Traffic amplifies what is already there. If your brand looks interchangeable, more traffic simply creates more comparisons. If your website leads with generic claims such as quality service, competitive pricing, and free estimates, it gives premium prospects no reason to see you as the safer or more valuable choice.

Strong positioning makes the buyer's decision easier. It clearly communicates who you serve, what type of work you are best equipped to deliver, what standards guide the experience, and why your process produces a better outcome.

This is where many businesses make an expensive mistake. They try to appeal to everyone in their service area, then wonder why their pipeline fills with projects that are too small, too far away, or too price-sensitive. Premium positioning is partly about attraction, but it is also about filtering.

A company that specializes in full-property landscape transformations should not market itself like a lawn maintenance provider. A design-build remodeling firm should not frame its value around a quick quote.
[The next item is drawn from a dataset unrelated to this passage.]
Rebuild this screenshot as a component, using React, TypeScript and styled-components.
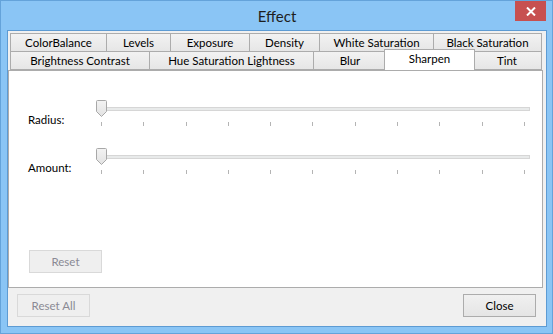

The message needs to reflect the investment, complexity, and client experience the business is designed to handle.

That does not mean using inflated language or excluding every smaller opportunity. It means being precise enough that the right buyer recognizes themselves in your brand before the first call.

Build Demand Across the Full Buyer Journey

High-ticket service decisions rarely happen in a single click. Homeowners often research for weeks or months before contacting anyone. They save ideas, compare providers, ask neighbors, read reviews, evaluate portfolios, and search for signs that a company understands work at their level.
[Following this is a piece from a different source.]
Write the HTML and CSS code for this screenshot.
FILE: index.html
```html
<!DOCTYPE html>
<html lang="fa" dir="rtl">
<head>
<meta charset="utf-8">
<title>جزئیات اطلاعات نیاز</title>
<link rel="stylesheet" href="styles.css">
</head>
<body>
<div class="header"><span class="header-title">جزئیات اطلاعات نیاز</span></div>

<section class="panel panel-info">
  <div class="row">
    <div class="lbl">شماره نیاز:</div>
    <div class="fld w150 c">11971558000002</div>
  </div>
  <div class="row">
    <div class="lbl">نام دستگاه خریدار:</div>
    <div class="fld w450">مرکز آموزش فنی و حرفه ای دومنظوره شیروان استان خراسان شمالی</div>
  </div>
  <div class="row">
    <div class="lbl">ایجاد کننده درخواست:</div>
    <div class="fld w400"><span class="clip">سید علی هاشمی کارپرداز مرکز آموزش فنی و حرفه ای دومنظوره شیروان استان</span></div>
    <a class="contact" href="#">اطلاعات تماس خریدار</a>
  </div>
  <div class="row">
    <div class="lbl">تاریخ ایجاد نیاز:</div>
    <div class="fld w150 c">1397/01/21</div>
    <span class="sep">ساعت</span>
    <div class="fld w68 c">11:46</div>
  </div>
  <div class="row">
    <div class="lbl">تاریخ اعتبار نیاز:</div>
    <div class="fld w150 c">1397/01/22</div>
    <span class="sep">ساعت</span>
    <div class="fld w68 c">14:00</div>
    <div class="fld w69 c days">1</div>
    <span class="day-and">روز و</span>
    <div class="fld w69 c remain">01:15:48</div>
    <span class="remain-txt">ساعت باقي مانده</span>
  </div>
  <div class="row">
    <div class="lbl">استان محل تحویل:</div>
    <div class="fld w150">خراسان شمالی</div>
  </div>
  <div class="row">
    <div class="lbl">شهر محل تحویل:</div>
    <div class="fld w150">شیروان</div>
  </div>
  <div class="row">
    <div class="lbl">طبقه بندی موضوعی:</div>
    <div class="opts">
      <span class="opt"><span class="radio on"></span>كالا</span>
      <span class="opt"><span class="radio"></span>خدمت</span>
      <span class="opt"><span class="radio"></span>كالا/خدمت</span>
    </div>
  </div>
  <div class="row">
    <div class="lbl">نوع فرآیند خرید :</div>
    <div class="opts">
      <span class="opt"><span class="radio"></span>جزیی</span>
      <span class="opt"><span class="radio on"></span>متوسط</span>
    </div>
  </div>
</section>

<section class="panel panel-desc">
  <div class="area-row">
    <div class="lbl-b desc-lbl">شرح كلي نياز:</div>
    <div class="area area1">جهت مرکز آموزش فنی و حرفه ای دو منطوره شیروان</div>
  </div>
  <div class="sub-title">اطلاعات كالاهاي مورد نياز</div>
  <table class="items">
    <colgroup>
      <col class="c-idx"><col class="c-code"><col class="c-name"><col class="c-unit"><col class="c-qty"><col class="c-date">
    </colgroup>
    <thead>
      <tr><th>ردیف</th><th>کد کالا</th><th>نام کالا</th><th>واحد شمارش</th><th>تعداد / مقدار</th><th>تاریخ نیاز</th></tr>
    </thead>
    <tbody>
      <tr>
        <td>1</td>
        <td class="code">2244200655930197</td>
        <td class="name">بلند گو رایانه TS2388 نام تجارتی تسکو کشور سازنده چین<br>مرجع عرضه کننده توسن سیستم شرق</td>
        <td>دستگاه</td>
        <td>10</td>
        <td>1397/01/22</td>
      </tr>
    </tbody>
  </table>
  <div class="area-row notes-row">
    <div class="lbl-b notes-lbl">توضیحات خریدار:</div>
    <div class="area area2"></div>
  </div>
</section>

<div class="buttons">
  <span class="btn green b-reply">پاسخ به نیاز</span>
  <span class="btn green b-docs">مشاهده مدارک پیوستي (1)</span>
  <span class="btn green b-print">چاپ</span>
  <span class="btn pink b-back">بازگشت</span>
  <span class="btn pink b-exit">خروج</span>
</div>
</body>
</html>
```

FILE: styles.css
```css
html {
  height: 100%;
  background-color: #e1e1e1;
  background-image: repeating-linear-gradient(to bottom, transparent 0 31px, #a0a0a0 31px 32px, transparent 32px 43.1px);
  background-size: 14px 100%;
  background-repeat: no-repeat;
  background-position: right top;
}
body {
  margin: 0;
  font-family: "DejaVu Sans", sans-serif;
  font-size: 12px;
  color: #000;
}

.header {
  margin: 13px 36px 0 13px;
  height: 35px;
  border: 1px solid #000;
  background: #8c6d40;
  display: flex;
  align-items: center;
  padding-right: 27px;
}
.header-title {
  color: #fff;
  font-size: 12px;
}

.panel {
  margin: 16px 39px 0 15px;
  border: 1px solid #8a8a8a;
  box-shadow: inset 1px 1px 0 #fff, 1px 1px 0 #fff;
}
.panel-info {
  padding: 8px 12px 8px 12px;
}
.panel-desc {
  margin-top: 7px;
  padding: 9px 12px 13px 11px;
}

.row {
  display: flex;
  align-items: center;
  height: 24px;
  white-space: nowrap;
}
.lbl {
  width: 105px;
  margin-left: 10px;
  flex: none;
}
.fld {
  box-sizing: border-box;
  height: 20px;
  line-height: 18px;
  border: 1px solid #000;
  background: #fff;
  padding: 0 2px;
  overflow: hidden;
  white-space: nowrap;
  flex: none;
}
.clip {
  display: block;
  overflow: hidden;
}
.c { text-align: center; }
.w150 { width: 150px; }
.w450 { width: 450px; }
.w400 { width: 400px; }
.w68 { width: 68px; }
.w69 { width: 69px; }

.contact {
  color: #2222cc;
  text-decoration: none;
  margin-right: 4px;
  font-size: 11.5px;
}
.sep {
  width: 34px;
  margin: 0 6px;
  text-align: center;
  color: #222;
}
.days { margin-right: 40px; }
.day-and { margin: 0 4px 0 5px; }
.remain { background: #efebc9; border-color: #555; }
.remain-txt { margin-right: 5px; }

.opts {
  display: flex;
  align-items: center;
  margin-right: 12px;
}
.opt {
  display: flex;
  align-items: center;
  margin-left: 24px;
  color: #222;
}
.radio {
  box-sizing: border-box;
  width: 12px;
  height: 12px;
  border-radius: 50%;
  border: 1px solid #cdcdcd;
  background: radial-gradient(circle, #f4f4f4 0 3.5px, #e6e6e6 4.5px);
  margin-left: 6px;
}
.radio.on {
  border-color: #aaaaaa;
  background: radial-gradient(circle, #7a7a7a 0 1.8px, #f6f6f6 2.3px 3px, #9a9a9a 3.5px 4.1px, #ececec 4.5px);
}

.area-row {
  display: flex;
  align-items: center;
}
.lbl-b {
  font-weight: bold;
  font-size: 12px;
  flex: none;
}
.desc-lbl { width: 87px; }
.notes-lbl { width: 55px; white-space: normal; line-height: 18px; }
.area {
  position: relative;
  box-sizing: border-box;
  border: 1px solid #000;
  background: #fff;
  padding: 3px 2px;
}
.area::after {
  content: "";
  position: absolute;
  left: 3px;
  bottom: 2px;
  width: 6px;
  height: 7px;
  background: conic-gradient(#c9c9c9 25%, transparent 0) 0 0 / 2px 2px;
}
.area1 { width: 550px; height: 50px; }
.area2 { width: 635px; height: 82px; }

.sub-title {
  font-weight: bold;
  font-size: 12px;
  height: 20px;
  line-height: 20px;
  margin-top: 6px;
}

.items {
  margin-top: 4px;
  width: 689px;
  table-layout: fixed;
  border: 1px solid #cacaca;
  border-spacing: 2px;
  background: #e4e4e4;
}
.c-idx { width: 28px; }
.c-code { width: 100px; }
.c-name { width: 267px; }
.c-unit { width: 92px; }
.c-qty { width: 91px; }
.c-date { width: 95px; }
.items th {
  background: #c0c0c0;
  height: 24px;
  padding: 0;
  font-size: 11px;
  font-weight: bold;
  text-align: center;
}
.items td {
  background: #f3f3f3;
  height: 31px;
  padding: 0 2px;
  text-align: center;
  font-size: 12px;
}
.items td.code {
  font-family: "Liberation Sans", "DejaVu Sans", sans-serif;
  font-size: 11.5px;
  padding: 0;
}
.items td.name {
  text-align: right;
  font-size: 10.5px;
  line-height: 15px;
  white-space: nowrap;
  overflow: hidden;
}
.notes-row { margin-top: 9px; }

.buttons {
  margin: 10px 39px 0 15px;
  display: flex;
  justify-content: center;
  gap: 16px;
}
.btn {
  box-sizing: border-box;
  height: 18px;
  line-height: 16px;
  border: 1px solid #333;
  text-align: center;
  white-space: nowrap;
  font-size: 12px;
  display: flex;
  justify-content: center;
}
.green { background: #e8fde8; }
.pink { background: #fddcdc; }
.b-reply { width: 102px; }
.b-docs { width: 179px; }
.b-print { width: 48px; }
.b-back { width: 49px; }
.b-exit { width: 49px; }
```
A predictable system accounts for this behavior instead of relying on one source of demand.

Capture Existing Intent Through Search

Search engine optimization captures buyers who already know they need a service. Someone searching for a kitchen remodeling company, pool builder, roof replacement specialist, or luxury interior designer in a specific city is signaling meaningful intent.
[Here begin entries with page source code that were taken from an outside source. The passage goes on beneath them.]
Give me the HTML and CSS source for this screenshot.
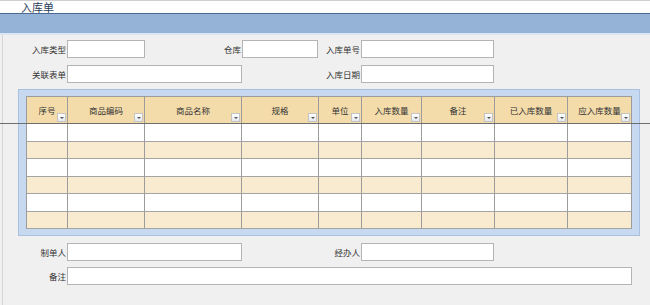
FILE: index.html
```html
<!DOCTYPE html>
<html lang="zh">
<head>
<meta charset="utf-8">
<title>入库单</title>
<link rel="stylesheet" href="styles.css">
</head>
<body>
<div class="page">
  <div class="titlebar">入库单</div>
  <div class="band"></div>
  <div class="content">
    <div class="row">
      <label class="lbl w64">入库类型</label><span class="inp w78"></span>
      <label class="lbl w97">仓库</label><span class="inp w76"></span>
      <label class="lbl w43">入库单号</label><span class="inp w133"></span>
    </div>
    <div class="row">
      <label class="lbl w64">关联表单</label><span class="inp w175"></span>
      <label class="lbl w119">入库日期</label><span class="inp w133"></span>
    </div>

    <div class="gridbox">
      <div class="grid">
        <div class="hd">序号<i class="dd"></i></div>
        <div class="hd">商品编码<i class="dd"></i></div>
        <div class="hd">商品名称<i class="dd"></i></div>
        <div class="hd">规格<i class="dd"></i></div>
        <div class="hd">单位<i class="dd"></i></div>
        <div class="hd">入库数量<i class="dd"></i></div>
        <div class="hd">备注<i class="dd"></i></div>
        <div class="hd">已入库数量<i class="dd"></i></div>
        <div class="hd">应入库数量<i class="dd"></i></div>

        <div class="c"></div><div class="c"></div><div class="c"></div><div class="c"></div><div class="c"></div><div class="c"></div><div class="c"></div><div class="c"></div><div class="c"></div>
        <div class="c alt"></div><div class="c alt"></div><div class="c alt"></div><div class="c alt"></div><div class="c alt"></div><div class="c alt"></div><div class="c alt"></div><div class="c alt"></div><div class="c alt"></div>
        <div class="c"></div><div class="c"></div><div class="c"></div><div class="c"></div><div class="c"></div><div class="c"></div><div class="c"></div><div class="c"></div><div class="c"></div>
        <div class="c alt"></div><div class="c alt"></div><div class="c alt"></div><div class="c alt"></div><div class="c alt"></div><div class="c alt"></div><div class="c alt"></div><div class="c alt"></div><div class="c alt"></div>
        <div class="c"></div><div class="c"></div><div class="c"></div><div class="c"></div><div class="c"></div><div class="c"></div><div class="c"></div><div class="c"></div><div class="c"></div>
        <div class="c alt"></div><div class="c alt"></div><div class="c alt"></div><div class="c alt"></div><div class="c alt"></div><div class="c alt"></div><div class="c alt"></div><div class="c alt"></div><div class="c alt"></div>
      </div>
    </div>

    <div class="row row-b1">
      <label class="lbl w64">制单人</label><span class="inp w175"></span>
      <label class="lbl w119">经办人</label><span class="inp w133"></span>
    </div>
    <div class="row">
      <label class="lbl w64">备注</label><span class="inp w565"></span>
    </div>
  </div>
  <div class="hline"></div>
</div>
</body>
</html>
```

FILE: styles.css
```css
html, body {
  margin: 0;
  padding: 0;
  background: #f0f0f0;
}
body {
  font-family: "Noto Sans CJK SC", "Noto Sans", sans-serif;
  color: #333;
}
.page {
  position: relative;
  width: 650px;
  height: 305px;
  overflow: hidden;
  background: #f0f0f0;
}
.titlebar {
  height: 12px;
  border-top: 1px solid #cfcfcf;
  background: #fff;
  padding-left: 21px;
  font-size: 11px;
  line-height: 12px;
  color: #2c3e5a;
}
.band {
  height: 19px;
  border-top: 1px solid #4a6a92;
  border-bottom: 2px solid #dce6f2;
  background: #95b3d7;
}
.content {
  margin-left: 2px;
  border-left: 1px solid #d6d6d6;
  padding-top: 5px;
  height: 265px;
}
.row {
  display: flex;
  height: 18px;
  margin-bottom: 7px;
}
.row-b1 {
  margin-bottom: 6px;
}
.lbl {
  box-sizing: border-box;
  text-align: right;
  padding-right: 1px;
  font-size: 8.5px;
  line-height: 18px;
  color: #333;
  white-space: nowrap;
}
.inp {
  box-sizing: border-box;
  height: 18px;
  background: #fff;
  border: 1px solid #b4b4b4;
}
.w43 { width: 43px; }
.w64 { width: 64px; }
.w76 { width: 76px; }
.w78 { width: 78px; }
.w97 { width: 97px; }
.w119 { width: 119px; }
.w133 { width: 133px; }
.w175 { width: 175px; }
.w565 { width: 565px; }

.gridbox {
  margin-left: 15px;
  margin-top: -1px;
  margin-bottom: 7px;
  width: 622px;
  box-sizing: border-box;
  background: #c6d9f1;
  border: 1px solid #a9c1df;
  padding: 6px 8px 6px 7px;
}
.grid {
  display: grid;
  grid-template-columns: 41px 77px 97px 77px 43px 60px 73px 73px 64px;
  grid-template-rows: 27px 18px 17px 18px 17px 18px 17px;
  border-left: 1px solid #9c9c9c;
  border-top: 1px solid #9c9c9c;
  width: 606px;
  box-sizing: border-box;
}
.hd, .c {
  box-sizing: border-box;
  border-right: 1px solid #9c9c9c;
  border-bottom: 1px solid #a4a4a4;
}
.hd {
  position: relative;
  background: #f3dcaa;
  font-size: 8.5px;
  line-height: 26px;
  text-align: center;
  color: #333;
  white-space: nowrap;
  border-bottom-color: #707070;
}
.c { background: #fff; }
.c.alt { background: #f8ebcf; }
.dd {
  position: absolute;
  right: 1px;
  bottom: 1px;
  width: 9px;
  height: 9px;
  box-sizing: border-box;
  border: 1px solid #c4c4c4;
  background: linear-gradient(#ffffff, #e4e8ee);
}
.dd::after {
  content: "";
  position: absolute;
  left: 2px;
  top: 3px;
  border-left: 2px solid transparent;
  border-right: 2px solid transparent;
  border-top: 2px solid #555;
}
.hline {
  position: absolute;
  left: 0;
  top: 123px;
  width: 650px;
  height: 1px;
  background: #6e6e6e;
}
```
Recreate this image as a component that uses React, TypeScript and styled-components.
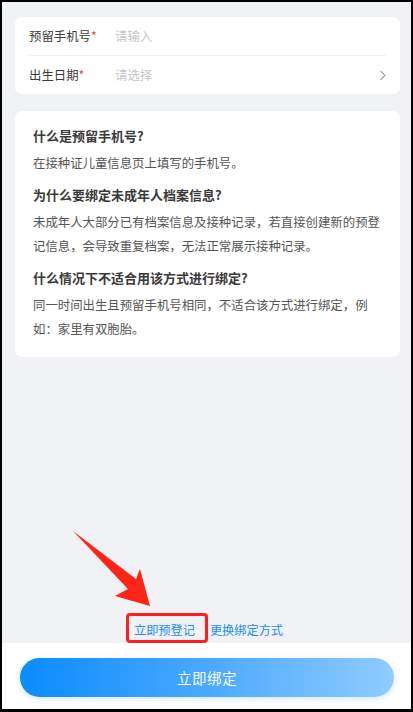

But ranking alone is not the finish line. The page that earns the click must match the searcher's expectations and make the next step feel justified. Service pages, location pages, project galleries, reviews, process explanations, and clear calls to action all play a role.

Search works especially well for established businesses because it compounds. A strong local search presence can continue generating qualified demand long after the initial content and optimization work is complete. It takes patience, though. SEO is not the right answer if the business needs to fill a short-term capacity gap next week.

Create Demand Before the Search

Paid social and authority-driven content serve a different purpose. They create familiarity before a prospect begins actively searching, and they keep your brand visible while buyers are considering their options.

For premium local services, the best content does more than showcase attractive finished projects. It demonstrates judgment. It answers the questions serious buyers ask but rarely say out loud: What does this process feel like? What separates a well-executed project from a disappointing one? What planning decisions protect the investment? What should homeowners expect before construction begins?

This content builds trust at scale. It gives prospective clients evidence that your company has standards, a defined process, and experience with projects like theirs.

Meta advertising can then distribute that authority strategically within the neighborhoods, income profiles, and geographic areas that matter most. The objective is not to chase low-cost leads. It is to stay visible to people who are likely to become qualified buyers, then direct them to a digital experience that supports the premium position.

Convert Interest Into Serious Inquiries

A conversion path should feel intentional. The website should not function as an online brochure with a buried contact form. It should guide the prospect from initial interest to confidence.

That usually means showing relevant project proof, explaining what makes the company different, setting reasonable expectations around scope or investment, and making it easy to request the appropriate next step. Depending on the service, that may be a design consultation, site visit, project discovery call, or estimate request.

There is a trade-off here. Adding qualification questions or investment guidance may reduce raw lead volume. That is often the right outcome. A sales team that spends less time chasing poor-fit inquiries can spend more time serving viable opportunities.

Follow-Up Is Part of the Marketing System

A qualified lead is not the same as a booked appointment. The handoff between marketing and sales determines whether demand becomes revenue.

If inquiries wait two days for a response, receive a generic reply, or are handled differently by each team member, even the strongest acquisition strategy will underperform. High-intent buyers often contact multiple providers. Speed matters, but professionalism matters more. They should receive a clear response, understand what happens next, and feel that the business operates with the same level of care it promises in its marketing.

Track the full path: inquiry source, response time, consultation rate, estimate rate, close rate, average project value, and sales cycle length. This creates a more accurate picture than cost per lead alone.

A $75 lead that never books is expensive. A $350 lead that becomes a $60,000 project can be highly efficient. The right metrics protect the business from optimizing toward cheap inquiries instead of profitable growth.

Measure the System at the Revenue Level

The strongest local businesses know their numbers without becoming obsessed with dashboards. They can identify which channels create consultations, which messages attract better-fit buyers, and where opportunities stall.

That does not require perfect attribution. Local buying behavior is messy. A homeowner may see a social ad, search the company name weeks later, read reviews, visit the website three times, and finally call after seeing a neighbor's project. Trying to assign all credit to one touchpoint can create false certainty.

Instead, look for directional patterns. Are consultation requests improving? Are sales teams spending more time with qualified buyers? Is average project value increasing? Are fewer conversations ending with price objections because expectations were set earlier?

Those are the signs of a healthier system.

The Discipline Behind Predictable Growth

A predictable client acquisition system is built through discipline, not channel hopping. It requires a clear market position, a credible digital presence, demand generation that reaches buyers before and during their search, and a conversion process that respects the value of your sales team's time.

SLW Media approaches this work as growth infrastructure, not a collection of disconnected tactics. The objective is to help established local service businesses become the obvious choice for the clients they are best equipped to serve.

The next step is not to add another campaign because leads feel inconsistent. Start by identifying where trust breaks down between first impression and signed contract. That gap is often where your next level of growth is waiting.